Answer to your first question: As you yourself noted, $$f_Y(a) = 1 \; \forall a \in [0,1]$$, so the $$f_Y(a)$$ term disappears from the integration. It is not because $$\int_0^1 f_Y(a)da=1$$, which is also true. Also, the limits of integration changed from $$(-\infty,\infty)$$ to $$[0,1]$$ because $$f_Y(a)=0$$ outside $$[0,1]$$.
Now you are left with the term $$f_X(a-y)$$, which equals 1 when $$(a-y) \in [0,1]$$ and 0 otherwise.
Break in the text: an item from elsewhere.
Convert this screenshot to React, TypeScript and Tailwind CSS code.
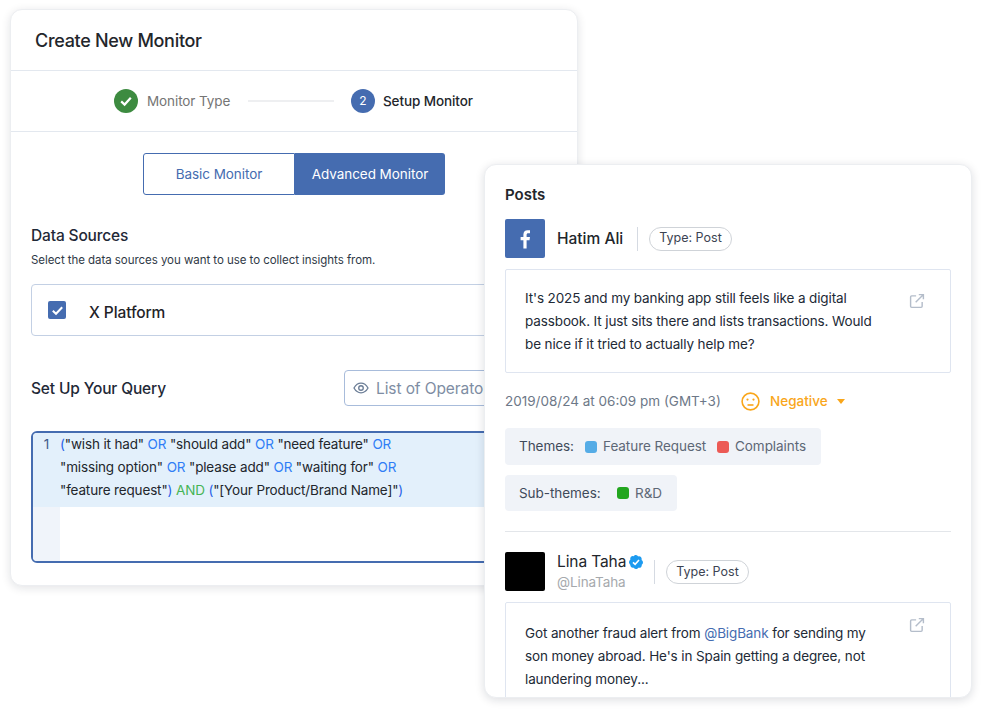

If $$a \leq 1$$, this holds true when $$y \leq a$$ and $$a-y \leq 1$$. The latter condition can be rewritten as $$y \geq a-1$$. Since $$a \leq 1$$, the condition is equivalent to $$y \geq 0$$. Hence, the limits of integration are $$[0,a]$$ and over this range $$f_x(a-y)=1$$, by definition.
By similar reasoning, if $$a>1$$, $$f_X(a-y)=1$$ only when $$y \geq (a-1)$$ and $$y \leq 1$$, which explains the integration limits [you can fill in the blanks].
Finally, since $$0 \leq X \leq 1$$ and $$0 \leq Y \leq 1$$, you have $$0 \leq X+Y \leq 2$$.